● **Task instructions**:
Quote all lines below exactly. Images stay out.

● **Data**:
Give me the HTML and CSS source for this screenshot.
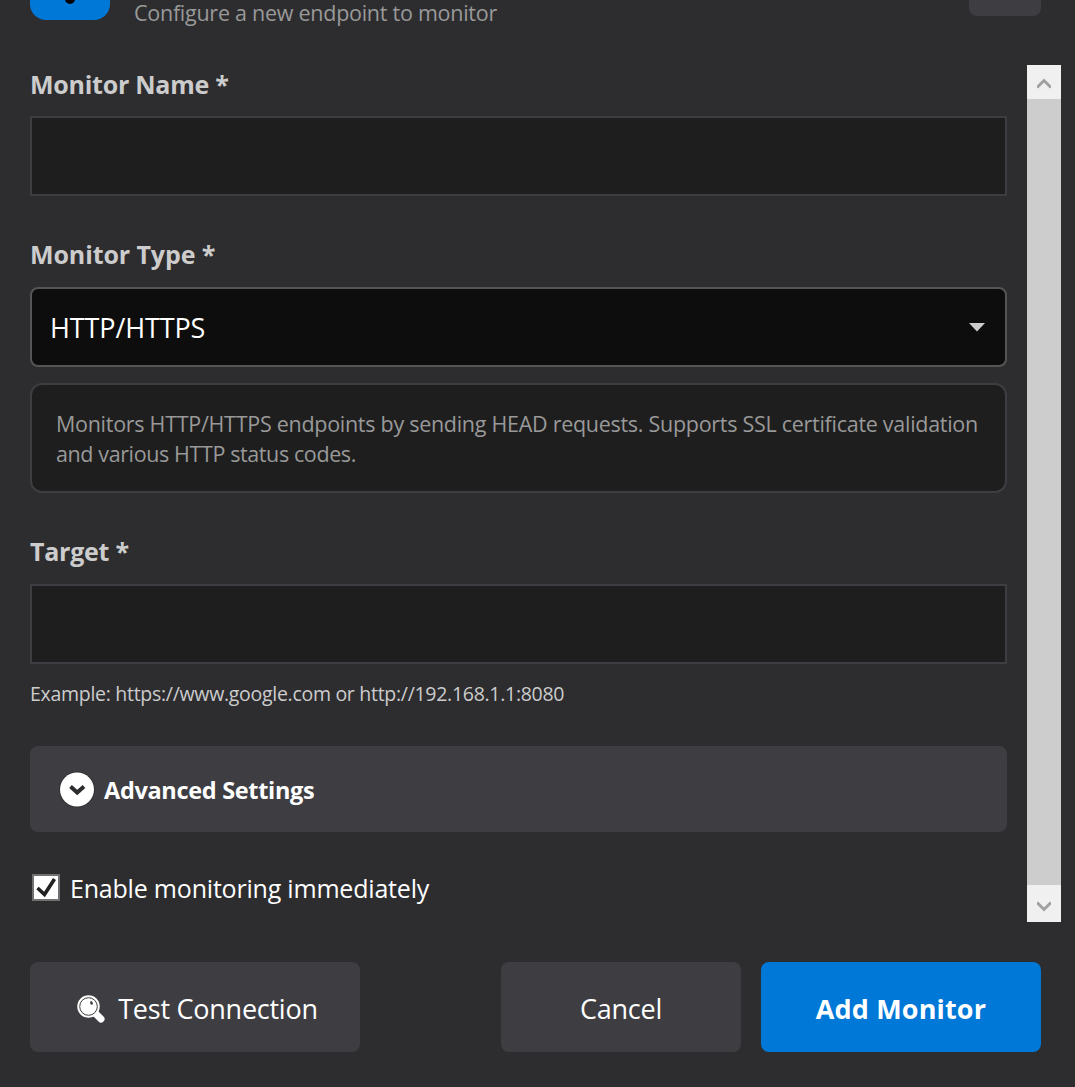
FILE: index.html
```html
<!DOCTYPE html>
<html lang="en">
<head>
<meta charset="utf-8">
<title>Add Monitor</title>
<link rel="stylesheet" href="styles.css">
</head>
<body>
<main class="dialog">
  <header class="header">
    <div class="tile"><svg width="80" height="20" viewBox="0 0 80 20"><circle cx="40" cy="-1" r="5" fill="#000"/></svg></div>
    <p class="subtitle">Configure a new endpoint to monitor</p>
    <div class="close"></div>
  </header>
  <div class="body">
    <form class="form">
      <label class="label name">Monitor Name *</label>
      <div class="input"></div>
      <label class="label type">Monitor Type *</label>
      <div class="select"><span class="value">HTTP/HTTPS</span>
        <svg width="16" height="9" viewBox="0 0 16 9"><path d="M0 0H16L8 8.5Z" fill="#ccc"/></svg>
      </div>
      <div class="info"><span class="line1">Monitors HTTP/HTTPS endpoints by sending HEAD requests. Supports SSL certificate validation</span><br><span class="line2">and various HTTP status codes.</span></div>
      <label class="label target">Target *</label>
      <div class="input"></div>
      <p class="example">Example: https://www.google.com or http://192.168.1.1:8080</p>
      <div class="advanced">
        <svg width="38" height="38" viewBox="0 0 38 38"><circle cx="19" cy="19.500" r="18" fill="#303033"/><circle cx="19" cy="19.500" r="17" fill="#fff"/><path d="M12.500 16.500L19.200 22.500L26 16.500" fill="none" stroke="#2d2d30" stroke-width="4"/></svg>
        <span class="advtext">Advanced Settings</span>
      </div>
      <div class="check">
        <svg width="28" height="27" viewBox="0 0 28 27"><rect x="1" y="1" width="26" height="25" fill="#fff" stroke="#707070" stroke-width="2"/><path d="M5.500 14L12.500 20.500L22.500 5" fill="none" stroke="#212121" stroke-width="3.600"/></svg>
        <span class="checktext">Enable monitoring immediately</span>
      </div>
    </form>
    <div class="scrollbar">
      <div class="arrow up"><svg width="14" height="12" viewBox="0 0 14 12"><path d="M0 9.500L7 2.500L14 9.500" fill="none" stroke="#a0a0a0" stroke-width="3"/></svg></div>
      <div class="arrow down"><svg width="14" height="12" viewBox="0 0 14 12"><path d="M0 2.500L7 9.500L14 2.500" fill="none" stroke="#a0a0a0" stroke-width="3"/></svg></div>
    </div>
  </div>
  <footer class="footer">
    <button class="btn test">
      <svg width="30" height="30" viewBox="0 0 30 30"><path d="M19 19L25 25" stroke="#fff" stroke-width="7" stroke-linecap="round"/><circle cx="12.500" cy="12.500" r="11.200" fill="#fff"/><circle cx="12.500" cy="12.500" r="8.800" fill="none" stroke="#3e3e42" stroke-width="1"/><ellipse cx="15.500" cy="9" rx="1.300" ry="1.800" transform="rotate(-25 15.500 9)" fill="#3e3e42"/></svg>
      <span class="testtext">Test Connection</span>
    </button>
    <button class="btn cancel"><span>Cancel</span></button>
    <button class="btn add"><span>Add Monitor</span></button>
  </footer>
</main>
</body>
</html>
```
FILE: styles.css
```css
* { box-sizing: border-box; }
body { margin: 0; background: #2d2d30; color: #fff; font-family: "Open Sans", "Noto Sans", sans-serif; }
svg { display: block; flex: none; }
p { margin: 0; }
span { white-space: nowrap; }
.dialog { width: 1075px; height: 1087px; display: flex; flex-direction: column; }
.header { height: 65px; flex: none; padding: 0 34px 0 30px; display: flex; align-items: flex-start; }
.tile { width: 80px; height: 20px; background: #0078d7; border-radius: 0 0 16px 16px; }
.subtitle { margin-left: 24px; flex: 1; font-size: 21.5px; line-height: 25px; color: #999; letter-spacing: -0.26px; }
.close { width: 72px; height: 16px; background: #3e3e42; border-radius: 0 0 8px 8px; }
.body { height: 857px; flex: none; display: flex; justify-content: space-between; padding: 0 14px 0 30px; }
.form { width: 977px; display: flex; flex-direction: column; }
.label { height: 36px; line-height: 36px; font-size: 25px; font-weight: 700; color: #ccc; white-space: nowrap; letter-spacing: -0.25px; }
.name { margin: 1px 0 14px; }
.input { height: 80px; border: 2px solid #3e3e42; background: #1e1e1e; flex: none; }
.type { margin: 40px 0 15px; letter-spacing: -0.1px; }
.select { height: 80px; flex: none; border: 2px solid #555; border-radius: 8px; background: #0d0d0d; display: flex; align-items: center; justify-content: space-between; padding: 0 20px 0 18px; font-size: 27px; }
.value { letter-spacing: -0.12px; }
.info { height: 110px; flex: none; margin-top: 16px; border: 2px solid #3e3e42; border-radius: 12px; background: #1e1e1e; padding: 24px; font-size: 21.5px; line-height: 30px; color: #999; }
.line1 { letter-spacing: -0.28px; }
.line2 { letter-spacing: -0.39px; }
.target { margin: 40px 0 15px; }
.example { height: 28px; margin-top: 16px; font-size: 19.5px; line-height: 28px; color: #ccc; letter-spacing: -0.29px; }
.advanced { height: 86px; flex: none; margin-top: 38px; padding-left: 28px; border-radius: 8px; background: #3e3e42; display: flex; align-items: center; gap: 8px; font-size: 23.5px; font-weight: 700; letter-spacing: -0.32px; }
.advtext { padding-top: 2px; }
.check { height: 36px; margin-top: 37px; padding-left: 2px; display: flex; align-items: center; gap: 10px; font-size: 25px; letter-spacing: -0.2px; }
.checktext { padding-top: 2px; }
.scrollbar { width: 34px; background: #cdcdcd; display: flex; flex-direction: column; justify-content: space-between; }
.arrow { height: 34px; background: #f0f0f0; display: flex; align-items: center; justify-content: center; }
.up { padding-top: 4px; }
.down { height: 37px; padding-top: 5px; }
.footer { margin: 40px 34px 0 30px; height: 90px; display: flex; gap: 20px; }
.btn { height: 90px; padding: 2px 0 0; border: 0; border-radius: 8px; background: #3e3e42; color: #fff; font: 400 27px "Open Sans", "Noto Sans", sans-serif; display: flex; align-items: center; justify-content: center; letter-spacing: -0.25px; }
.test { width: 330px; gap: 12px; margin-right: auto; padding-left: 4px; }
.test svg { margin-top: 2px; }
.cancel { width: 240px; }
.add { width: 280px; background: #0078d7; font-weight: 700; letter-spacing: 0.15px; }
```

● **Right answer**:
Give me the HTML and CSS source for this screenshot.
FILE: index.html
```html
<!DOCTYPE html>
<html lang="en">
<head>
<meta charset="utf-8">
<title>Add Monitor</title>
<link rel="stylesheet" href="styles.css">
</head>
<body>
<main class="dialog">
  <header class="header">
    <div class="tile"><svg width="80" height="20" viewBox="0 0 80 20"><circle cx="40" cy="-1" r="5" fill="#000"/></svg></div>
    <p class="subtitle">Configure a new endpoint to monitor</p>
    <div class="close"></div>
  </header>
  <div class="body">
    <form class="form">
      <label class="label name">Monitor Name *</label>
      <div class="input"></div>
      <label class="label type">Monitor Type *</label>
      <div class="select"><span class="value">HTTP/HTTPS</span>
        <svg width="16" height="9" viewBox="0 0 16 9"><path d="M0 0H16L8 8.5Z" fill="#ccc"/></svg>
      </div>
      <div class="info"><span class="line1">Monitors HTTP/HTTPS endpoints by sending HEAD requests. Supports SSL certificate validation</span><br><span class="line2">and various HTTP status codes.</span></div>
      <label class="label target">Target *</label>
      <div class="input"></div>
      <p class="example">Example: https://www.google.com or http://192.168.1.1:8080</p>
      <div class="advanced">
        <svg width="38" height="38" viewBox="0 0 38 38"><circle cx="19" cy="19.500" r="18" fill="#303033"/><circle cx="19" cy="19.500" r="17" fill="#fff"/><path d="M12.500 16.500L19.200 22.500L26 16.500" fill="none" stroke="#2d2d30" stroke-width="4"/></svg>
        <span class="advtext">Advanced Settings</span>
      </div>
      <div class="check">
        <svg width="28" height="27" viewBox="0 0 28 27"><rect x="1" y="1" width="26" height="25" fill="#fff" stroke="#707070" stroke-width="2"/><path d="M5.500 14L12.500 20.500L22.500 5" fill="none" stroke="#212121" stroke-width="3.600"/></svg>
        <span class="checktext">Enable monitoring immediately</span>
      </div>
    </form>
    <div class="scrollbar">
      <div class="arrow up"><svg width="14" height="12" viewBox="0 0 14 12"><path d="M0 9.500L7 2.500L14 9.500" fill="none" stroke="#a0a0a0" stroke-width="3"/></svg></div>
      <div class="arrow down"><svg width="14" height="12" viewBox="0 0 14 12"><path d="M0 2.500L7 9.500L14 2.500" fill="none" stroke="#a0a0a0" stroke-width="3"/></svg></div>
    </div>
  </div>
  <footer class="footer">
    <button class="btn test">
      <svg width="30" height="30" viewBox="0 0 30 30"><path d="M19 19L25 25" stroke="#fff" stroke-width="7" stroke-linecap="round"/><circle cx="12.500" cy="12.500" r="11.200" fill="#fff"/><circle cx="12.500" cy="12.500" r="8.800" fill="none" stroke="#3e3e42" stroke-width="1"/><ellipse cx="15.500" cy="9" rx="1.300" ry="1.800" transform="rotate(-25 15.500 9)" fill="#3e3e42"/></svg>
      <span class="testtext">Test Connection</span>
    </button>
    <button class="btn cancel"><span>Cancel</span></button>
    <button class="btn add"><span>Add Monitor</span></button>
  </footer>
</main>
</body>
</html>
```
FILE: styles.css
```css
* { box-sizing: border-box; }
body { margin: 0; background: #2d2d30; color: #fff; font-family: "Open Sans", "Noto Sans", sans-serif; }
svg { display: block; flex: none; }
p { margin: 0; }
span { white-space: nowrap; }
.dialog { width: 1075px; height: 1087px; display: flex; flex-direction: column; }
.header { height: 65px; flex: none; padding: 0 34px 0 30px; display: flex; align-items: flex-start; }
.tile { width: 80px; height: 20px; background: #0078d7; border-radius: 0 0 16px 16px; }
.subtitle { margin-left: 24px; flex: 1; font-size: 21.5px; line-height: 25px; color: #999; letter-spacing: -0.26px; }
.close { width: 72px; height: 16px; background: #3e3e42; border-radius: 0 0 8px 8px; }
.body { height: 857px; flex: none; display: flex; justify-content: space-between; padding: 0 14px 0 30px; }
.form { width: 977px; display: flex; flex-direction: column; }
.label { height: 36px; line-height: 36px; font-size: 25px; font-weight: 700; color: #ccc; white-space: nowrap; letter-spacing: -0.25px; }
.name { margin: 1px 0 14px; }
.input { height: 80px; border: 2px solid #3e3e42; background: #1e1e1e; flex: none; }
.type { margin: 40px 0 15px; letter-spacing: -0.1px; }
.select { height: 80px; flex: none; border: 2px solid #555; border-radius: 8px; background: #0d0d0d; display: flex; align-items: center; justify-content: space-between; padding: 0 20px 0 18px; font-size: 27px; }
.value { letter-spacing: -0.12px; }
.info { height: 110px; flex: none; margin-top: 16px; border: 2px solid #3e3e42; border-radius: 12px; background: #1e1e1e; padding: 24px; font-size: 21.5px; line-height: 30px; color: #999; }
.line1 { letter-spacing: -0.28px; }
.line2 { letter-spacing: -0.39px; }
.target { margin: 40px 0 15px; }
.example { height: 28px; margin-top: 16px; font-size: 19.5px; line-height: 28px; color: #ccc; letter-spacing: -0.29px; }
.advanced { height: 86px; flex: none; margin-top: 38px; padding-left: 28px; border-radius: 8px; background: #3e3e42; display: flex; align-items: center; gap: 8px; font-size: 23.5px; font-weight: 700; letter-spacing: -0.32px; }
.advtext { padding-top: 2px; }
.check { height: 36px; margin-top: 37px; padding-left: 2px; display: flex; align-items: center; gap: 10px; font-size: 25px; letter-spacing: -0.2px; }
.checktext { padding-top: 2px; }
.scrollbar { width: 34px; background: #cdcdcd; display: flex; flex-direction: column; justify-content: space-between; }
.arrow { height: 34px; background: #f0f0f0; display: flex; align-items: center; justify-content: center; }
.up { padding-top: 4px; }
.down { height: 37px; padding-top: 5px; }
.footer { margin: 40px 34px 0 30px; height: 90px; display: flex; gap: 20px; }
.btn { height: 90px; padding: 2px 0 0; border: 0; border-radius: 8px; background: #3e3e42; color: #fff; font: 400 27px "Open Sans", "Noto Sans", sans-serif; display: flex; align-items: center; justify-content: center; letter-spacing: -0.25px; }
.test { width: 330px; gap: 12px; margin-right: auto; padding-left: 4px; }
.test svg { margin-top: 2px; }
.cancel { width: 240px; }
.add { width: 280px; background: #0078d7; font-weight: 700; letter-spacing: 0.15px; }
```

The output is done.